August 03, 1989|WILLIAM OVEREND | Times Staff Writer

Population growth, traffic congestion and future water needs--the issues that have dominated city politics in Ventura for years--are expected to surface again as major issues in the upcoming Ventura City Council election, council members predicted this week.

But this year's election--despite the emergence of at least a dozen candidates already vying for four council seats--is not expected by most current council members to produce any dramatic shift in the city's future political leadership.

"It has some potential to do that, but Ventura has a tendency not to be extreme in any direction," said Councilman Richard Francis, one of three council members not facing reelection. "Ventura tends to be very stable politically. There is a balance on the council now, and it has always been pretty much that way."

"I don't think there will be any real shift on the council," added Councilman John McWherter, whose seat is not being contested this year. "Most candidates don't understand the issues until they get on the council anyway. I don't expect any great change one way or the other."

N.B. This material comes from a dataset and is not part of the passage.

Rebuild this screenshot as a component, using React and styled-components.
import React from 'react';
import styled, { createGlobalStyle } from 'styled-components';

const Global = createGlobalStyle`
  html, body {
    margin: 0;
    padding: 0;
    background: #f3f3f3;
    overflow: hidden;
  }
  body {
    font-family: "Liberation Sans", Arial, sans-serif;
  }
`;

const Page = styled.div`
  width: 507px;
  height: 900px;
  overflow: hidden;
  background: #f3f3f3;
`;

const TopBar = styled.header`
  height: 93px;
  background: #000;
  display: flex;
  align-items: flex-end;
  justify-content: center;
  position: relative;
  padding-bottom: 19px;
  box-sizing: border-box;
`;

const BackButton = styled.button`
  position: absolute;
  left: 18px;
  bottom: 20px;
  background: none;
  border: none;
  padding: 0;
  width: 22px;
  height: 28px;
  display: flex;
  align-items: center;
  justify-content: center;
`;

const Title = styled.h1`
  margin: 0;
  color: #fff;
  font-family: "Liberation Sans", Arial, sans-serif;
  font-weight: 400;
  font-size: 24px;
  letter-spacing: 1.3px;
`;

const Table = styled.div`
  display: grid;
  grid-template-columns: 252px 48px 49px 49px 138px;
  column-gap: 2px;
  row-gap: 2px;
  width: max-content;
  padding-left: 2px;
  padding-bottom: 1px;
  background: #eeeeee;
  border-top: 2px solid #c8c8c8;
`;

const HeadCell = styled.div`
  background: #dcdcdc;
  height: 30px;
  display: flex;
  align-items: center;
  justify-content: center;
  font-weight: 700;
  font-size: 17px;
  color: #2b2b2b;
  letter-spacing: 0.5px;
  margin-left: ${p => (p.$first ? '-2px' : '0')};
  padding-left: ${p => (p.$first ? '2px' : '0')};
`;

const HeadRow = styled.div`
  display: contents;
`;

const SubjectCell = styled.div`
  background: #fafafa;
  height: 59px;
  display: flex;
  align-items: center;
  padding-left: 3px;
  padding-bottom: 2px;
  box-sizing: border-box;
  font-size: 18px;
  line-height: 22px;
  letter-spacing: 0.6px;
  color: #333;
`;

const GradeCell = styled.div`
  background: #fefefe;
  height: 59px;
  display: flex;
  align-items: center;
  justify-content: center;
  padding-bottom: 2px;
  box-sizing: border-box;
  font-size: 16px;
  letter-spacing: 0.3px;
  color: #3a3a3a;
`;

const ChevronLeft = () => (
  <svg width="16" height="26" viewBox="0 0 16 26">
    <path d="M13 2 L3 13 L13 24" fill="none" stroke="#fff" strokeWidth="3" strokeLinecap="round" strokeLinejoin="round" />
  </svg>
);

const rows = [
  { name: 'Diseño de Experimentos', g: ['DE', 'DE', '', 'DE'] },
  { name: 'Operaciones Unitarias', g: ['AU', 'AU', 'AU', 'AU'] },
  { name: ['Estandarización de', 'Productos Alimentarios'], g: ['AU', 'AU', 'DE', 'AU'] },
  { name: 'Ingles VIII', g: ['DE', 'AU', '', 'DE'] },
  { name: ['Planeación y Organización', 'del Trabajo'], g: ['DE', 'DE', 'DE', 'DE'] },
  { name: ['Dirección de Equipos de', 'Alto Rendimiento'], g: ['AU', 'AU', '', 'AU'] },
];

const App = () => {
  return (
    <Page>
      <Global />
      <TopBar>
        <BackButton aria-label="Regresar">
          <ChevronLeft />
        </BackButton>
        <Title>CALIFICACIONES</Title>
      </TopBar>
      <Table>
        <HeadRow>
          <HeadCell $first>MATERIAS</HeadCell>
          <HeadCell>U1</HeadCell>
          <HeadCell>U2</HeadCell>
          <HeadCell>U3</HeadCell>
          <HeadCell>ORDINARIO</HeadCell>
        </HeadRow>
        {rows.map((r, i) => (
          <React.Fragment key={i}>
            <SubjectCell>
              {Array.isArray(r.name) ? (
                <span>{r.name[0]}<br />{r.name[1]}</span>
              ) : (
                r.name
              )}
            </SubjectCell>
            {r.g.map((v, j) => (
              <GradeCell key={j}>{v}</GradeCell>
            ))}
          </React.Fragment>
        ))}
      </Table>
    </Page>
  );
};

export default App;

The four council seats at stake in the Nov. 7 election are held by Mayor Jim Monahan, Deputy Mayor Bill Crew, Nan Drake and John Sullard. Crew and Sullard have announced that they will not seek reelection. Monahan has said he is getting a "lot of encouragement to run again," but will not announce his plans until late next week.

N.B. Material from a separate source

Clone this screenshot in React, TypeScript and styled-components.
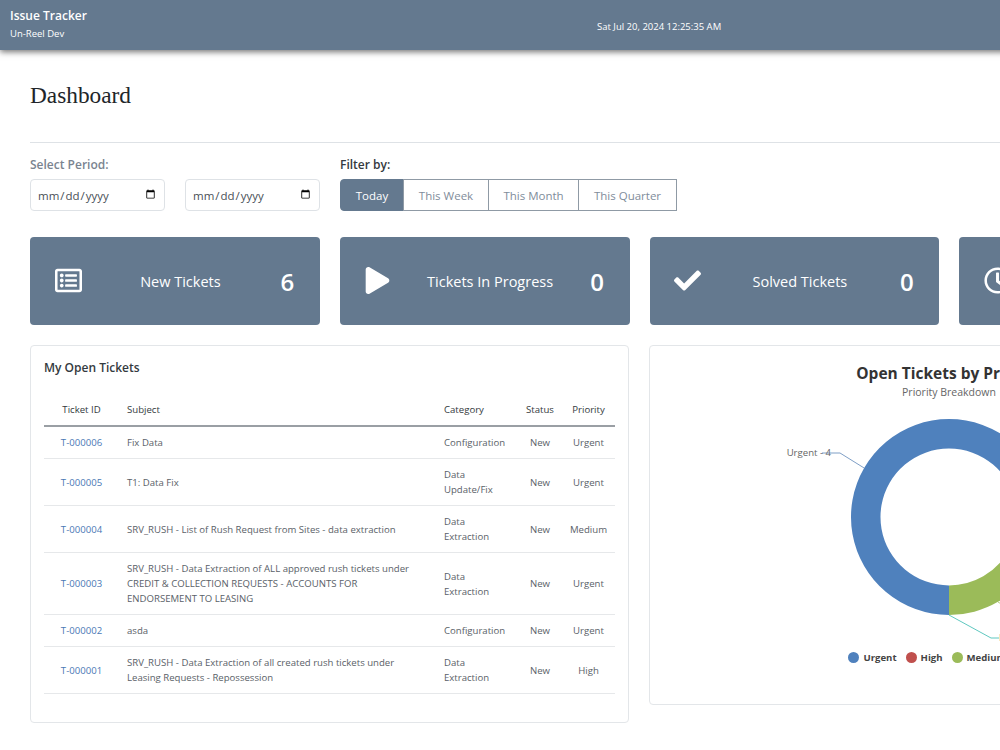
import React from "react";
import styled, { createGlobalStyle } from "styled-components";
import { FaRegListAlt, FaPlay, FaCheck, FaRegClock } from "react-icons/fa";

const SLATE = "#64798f";
const FONT = `"Open Sans", "Noto Sans", "Liberation Sans", sans-serif`;

const Global = createGlobalStyle`
  html, body { margin: 0; padding: 0; background: #fff; width: 1000px; height: 750px; overflow: hidden; }
  #root { width: 1000px; height: 750px; overflow: hidden; }
  * { box-sizing: border-box; }
`;

const Page = styled.div`
  width: 1279px;
  font-family: ${FONT};
  color: #495057;
`;

const TopBar = styled.header`
  height: 50px;
  background: ${SLATE};
  box-shadow: 0 2px 6px rgba(0, 0, 0, 0.55);
  color: #fff;
  display: grid;
  grid-template-columns: 587px auto;
  align-items: center;
  padding-left: 10px;
`;

const Brand = styled.div`
  display: flex;
  flex-direction: column;
  gap: 3px;
  margin-top: -2px;
`;

const BrandName = styled.div`
  font-size: 12px;
  font-weight: 600;
  line-height: 16px;
`;

const BrandSub = styled.div`
  font-size: 9.5px;
  line-height: 13px;
`;

const Clock = styled.div`
  font-size: 9.5px;
  margin-top: 2px;
`;

const Main = styled.main`
  padding: 0 30px;
`;

const Title = styled.h1`
  font-family: "Liberation Serif", serif;
  font-weight: 400;
  font-size: 23.3px;
  line-height: 28px;
  color: #212529;
  margin: 31px 0 33px;
`;

const Rule = styled.hr`
  border: 0;
  border-top: 1px solid #dee2e6;
  margin: 0 0 13px;
`;

const Filters = styled.section`
  display: flex;
  gap: 20px;
`;

const FilterGroup = styled.div`
  display: flex;
  flex-direction: column;
  gap: 5px;
`;

const FilterLabel = styled.div<{ $muted?: boolean }>`
  font-size: 12px;
  font-weight: 600;
  line-height: 18px;
  color: ${(p) => (p.$muted ? "#7a8490" : "#343a40")};
`;

const DateRow = styled.div`
  display: flex;
  gap: 20px;
`;

const DateInput = styled.input`
  width: 135px;
  height: 32px;
  padding: 0 6px;
  border: 1px solid #dee2e6;
  border-radius: 4px;
  background: #fff;
  font-family: ${FONT};
  font-size: 11.5px;
  color: #495057;
`;

const Segments = styled.div`
  display: flex;
  height: 32px;
`;

const Segment = styled.div<{ $active?: boolean; $w: number }>`
  width: ${(p) => p.$w}px;
  display: flex;
  align-items: center;
  justify-content: center;
  font-size: 11.5px;
  margin-left: -1px;
  border: 1px solid ${(p) => (p.$active ? SLATE : "#8f9aa5")};
  background: ${(p) => (p.$active ? SLATE : "#fff")};
  color: ${(p) => (p.$active ? "#fff" : "#7f8d9b")};
  &:first-child {
    margin-left: 0;
    border-radius: 4px 0 0 4px;
  }
`;

const Stats = styled.section`
  display: grid;
  grid-template-columns: repeat(4, 1fr);
  gap: 20px;
  margin-top: 26px;
`;

const StatCard = styled.div`
  height: 88px;
  background: ${SLATE};
  border-radius: 4px;
  color: #fff;
  display: grid;
  grid-template-columns: 76px 1fr 65px;
  align-items: center;
  justify-items: center;
`;

const StatIcon = styled.div`
  display: flex;
  font-size: 27px;
  margin-top: -2px;
`;

const StatLabel = styled.div`
  font-size: 14.5px;
  white-space: nowrap;
`;

const StatValue = styled.div`
  font-size: 24px;
  font-weight: 600;
`;

const Panels = styled.section`
  display: grid;
  grid-template-columns: 1fr 1fr;
  gap: 20px;
  margin-top: 20px;
  align-items: start;
`;

const Panel = styled.div<{ $h: number }>`
  height: ${(p) => p.$h}px;
  border: 1px solid #e3e6e9;
  border-radius: 4px;
  background: #fff;
`;

const TablePanel = styled(Panel)`
  padding: 13px 13px 0;
`;

const PanelTitle = styled.div`
  font-size: 12px;
  font-weight: 600;
  line-height: 18px;
  color: #343a40;
  margin-bottom: 17px;
`;

const Table = styled.table`
  width: 571px;
  table-layout: fixed;
  border-collapse: collapse;
  font-size: 9.6px;
  line-height: 15px;
`;

const Head = styled.th<{ $w: number; $center?: boolean }>`
  width: ${(p) => p.$w}px;
  padding: 8px 8px 8px;
  font-weight: 500;
  color: #343a40;
  text-align: ${(p) => (p.$center ? "center" : "left")};
  border-bottom: 2px solid #9a9fa4;
  white-space: nowrap;
  overflow: visible;
`;

const Row = styled.tr`
  border-bottom: 1px solid #e6e8ea;
`;

const Cell = styled.td<{ $center?: boolean }>`
  padding: 8px;
  color: #5a6168;
  vertical-align: middle;
  text-align: ${(p) => (p.$center ? "center" : "left")};
`;

const NarrowCell = styled(Cell)`
  padding: 8px 2px;
`;

const TicketLink = styled.a`
  color: #4a78b5;
  text-decoration: none;
`;

const ChartPanel = styled(Panel)`
  display: flex;
  flex-direction: column;
  align-items: center;
  padding-top: 16px;
`;

const ChartTitle = styled.div`
  font-size: 15.5px;
  font-weight: 700;
  line-height: 22px;
  color: #333;
`;

const ChartSub = styled.div`
  font-size: 10.5px;
  line-height: 16px;
  color: #666;
`;

const ChartSvg = styled.svg`
  display: block;
  margin-top: 19px;
  font-family: ${FONT};
`;

const Legend = styled.div`
  display: flex;
  gap: 9px;
  margin-top: 6px;
`;

const LegendItem = styled.div`
  display: flex;
  align-items: center;
  gap: 4px;
  font-size: 9.6px;
  font-weight: 700;
  color: #444;
`;

const Dot = styled.span<{ $c: string }>`
  width: 11px;
  height: 11px;
  border-radius: 50%;
  background: ${(p) => p.$c};
`;

const rows = [
  ["T-000006", "Fix Data", "Configuration", "New", "Urgent"],
  ["T-000005", "T1: Data Fix", "Data Update/Fix", "New", "Urgent"],
  ["T-000004", "SRV_RUSH - List of Rush Request from Sites - data extraction", "Data Extraction", "New", "Medium"],
  ["T-000003", "SRV_RUSH - Data Extraction of ALL approved rush tickets under CREDIT & COLLECTION REQUESTS - ACCOUNTS FOR ENDORSEMENT TO LEASING", "Data Extraction", "New", "Urgent"],
  ["T-000002", "asda", "Configuration", "New", "Urgent"],
  ["T-000001", "SRV_RUSH - Data Extraction of all created rush tickets under Leasing Requests - Repossession", "Data Extraction", "New", "High"],
];

const stats = [
  { icon: <FaRegListAlt />, label: "New Tickets", value: 6 },
  { icon: <FaPlay />, label: "Tickets In Progress", value: 0 },
  { icon: <FaCheck />, label: "Solved Tickets", value: 0 },
  { icon: <FaRegClock />, label: "Overdue Tickets", value: 0 },
];

const slices = [
  { from: 180, to: 420, color: "#4f81bd" },
  { from: 60, to: 120, color: "#c0504d" },
  { from: 120, to: 180, color: "#9bbb59" },
];

const CX = 299;
const CY = 98;
const R = 98;
const r = 68.5;

function pt(rad: number, deg: number) {
  const a = (deg * Math.PI) / 180;
  return `${(CX + rad * Math.sin(a)).toFixed(2)} ${(CY - rad * Math.cos(a)).toFixed(2)}`;
}

function arc(from: number, to: number) {
  const large = to - from > 180 ? 1 : 0;
  return `M${pt(R, from)} A${R} ${R} 0 ${large} 1 ${pt(R, to)} L${pt(r, to)} A${r} ${r} 0 ${large} 0 ${pt(r, from)} Z`;
}

export default function App() {
  return (
    <>
      <Global />
      <Page>
        <TopBar>
          <Brand>
            <BrandName>Issue Tracker</BrandName>
            <BrandSub>Un-Reel Dev</BrandSub>
          </Brand>
          <Clock>Sat Jul 20, 2024 12:25:35 AM</Clock>
        </TopBar>
        <Main>
          <Title>Dashboard</Title>
          <Rule />
          <Filters>
            <FilterGroup>
              <FilterLabel $muted>Select Period:</FilterLabel>
              <DateRow>
                <DateInput type="date" />
                <DateInput type="date" />
              </DateRow>
            </FilterGroup>
            <FilterGroup>
              <FilterLabel>Filter by:</FilterLabel>
              <Segments>
                <Segment $active $w={64}>Today</Segment>
                <Segment $w={86}>This Week</Segment>
                <Segment $w={91}>This Month</Segment>
                <Segment $w={99}>This Quarter</Segment>
              </Segments>
            </FilterGroup>
          </Filters>
          <Stats>
            {stats.map((s) => (
              <StatCard key={s.label}>
                <StatIcon>{s.icon}</StatIcon>
                <StatLabel>{s.label}</StatLabel>
                <StatValue>{s.value}</StatValue>
              </StatCard>
            ))}
          </Stats>
          <Panels>
            <TablePanel $h={378}>
              <PanelTitle>My Open Tickets</PanelTitle>
              <Table>
                <thead>
                  <tr>
                    <Head $w={75} $center>Ticket ID</Head>
                    <Head $w={317}>Subject</Head>
                    <Head $w={82}>Category</Head>
                    <Head $w={44} $center>Status</Head>
                    <Head $w={53} $center>Priority</Head>
                  </tr>
                </thead>
                <tbody>
                  {rows.map((row) => (
                    <Row key={row[0]}>
                      <Cell $center><TicketLink href="#">{row[0]}</TicketLink></Cell>
                      <Cell>{row[1]}</Cell>
                      <Cell>{row[2]}</Cell>
                      <NarrowCell $center>{row[3]}</NarrowCell>
                      <NarrowCell $center>{row[4]}</NarrowCell>
                    </Row>
                  ))}
                </tbody>
              </Table>
            </TablePanel>
            <ChartPanel $h={360}>
              <ChartTitle>Open Tickets by Priority</ChartTitle>
              <ChartSub>Priority Breakdown</ChartSub>
              <ChartSvg width={598} height={226} viewBox="0 0 598 226">
                {slices.map((s) => (
                  <path key={s.from} d={arc(s.from, s.to)} fill={s.color} />
                ))}
                <polyline points={`${pt(R, 300)} 190 34 172 34`} fill="none" stroke="#7f9fc6" />
                <text x={181} y={37} textAnchor="end" fontSize="9.6" fill="#666">Urgent - 4</text>
                <polyline points="348 183 372 198 380 198" fill="none" stroke="#b5cc85" />
                <polyline points={`${CX} ${CY + R} 341 219 349 219`} fill="none" stroke="#5fc8c0" />
                <text x={349} y={222} fontSize="9.6" fill="#666">Low - 0</text>
              </ChartSvg>
              <Legend>
                <LegendItem><Dot $c="#4f81bd" />Urgent</LegendItem>
                <LegendItem><Dot $c="#c0504d" />High</LegendItem>
                <LegendItem><Dot $c="#9bbb59" />Medium</LegendItem>
                <LegendItem><Dot $c="#4bacc6" />Low</LegendItem>
              </Legend>
            </ChartPanel>
          </Panels>
        </Main>
      </Page>
    </>
  );
}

Drake, the only council member definitely seeking reelection, and 11 other potential council candidates have taken out nominating papers from the city clerk's office. Among them are several prominent civic figures not linked to either extreme of the growth issue.

In the view of Councilman Don Villeneuve, the third council member not facing reelection or retirement this year, the large number of potential candidates is the only factor that could produce some unexpected shift in the council's political makeup.

"I definitely think growth is going to be the central issue," said Villeneuve, one of the council's most outspoken proponents of limited growth. "With this kind of a wide-open race, you could end up with some polarization. Somewhere in the range of views, you could get a single-issue candidate to slip through on either side."

While Villeneuve does not rule out such a possibility, other council members think that most Ventura voters look for "common sense" candidates in council elections and have a history of choosing council members on overall merit rather than for their position on any specific issue.

"There are a number of good candidates planning on running who are very sound people," said Crew, who recently announced he will not seek reelection because of business and family reasons.

"You should really picture this job as being a director of a $70-million-a-year corporation," Crew added. "The majority of people in Ventura who actually vote in city elections look for the sound candidate."

Monahan, on the council for 12 years, agreed, saying: "I don't think there will be much of a shift. The voters of Ventura are pretty consistent in the way they think. They want Ventura to remain a small town, with its hills and ocean and open spaces."

Among the leading early contenders are Berta Steele, an advocate of children's rights and the wife of Ventura Superior Court Judge Alan L. Steele; Gary Nasalroad, a past chairman of the Ventura Planning Commission, who describes himself as a moderate on growth issues; Vincent Ruiz, a longtime Democratic leader and Ventura School Board member; Julie Helm-Van Maanen, president of the Ventura Jaycees and active in efforts to save the Ventura Pier and Todd Collart, a Planning Commission member.

Other candidates who have taken out nominating papers include Carroll Dean Williams, a frequent critic of council policies; Andrew M. Hicks, a food clerk; William T. Bogue, an attorney; Rolf Kraus, a retired public accountant and Frederick D. Hoff, an insurance agent.

City Council candidates need 20 valid signatures of registered voters to qualify and are urged to obtain at least 30. The deadline for filing is Aug. 11.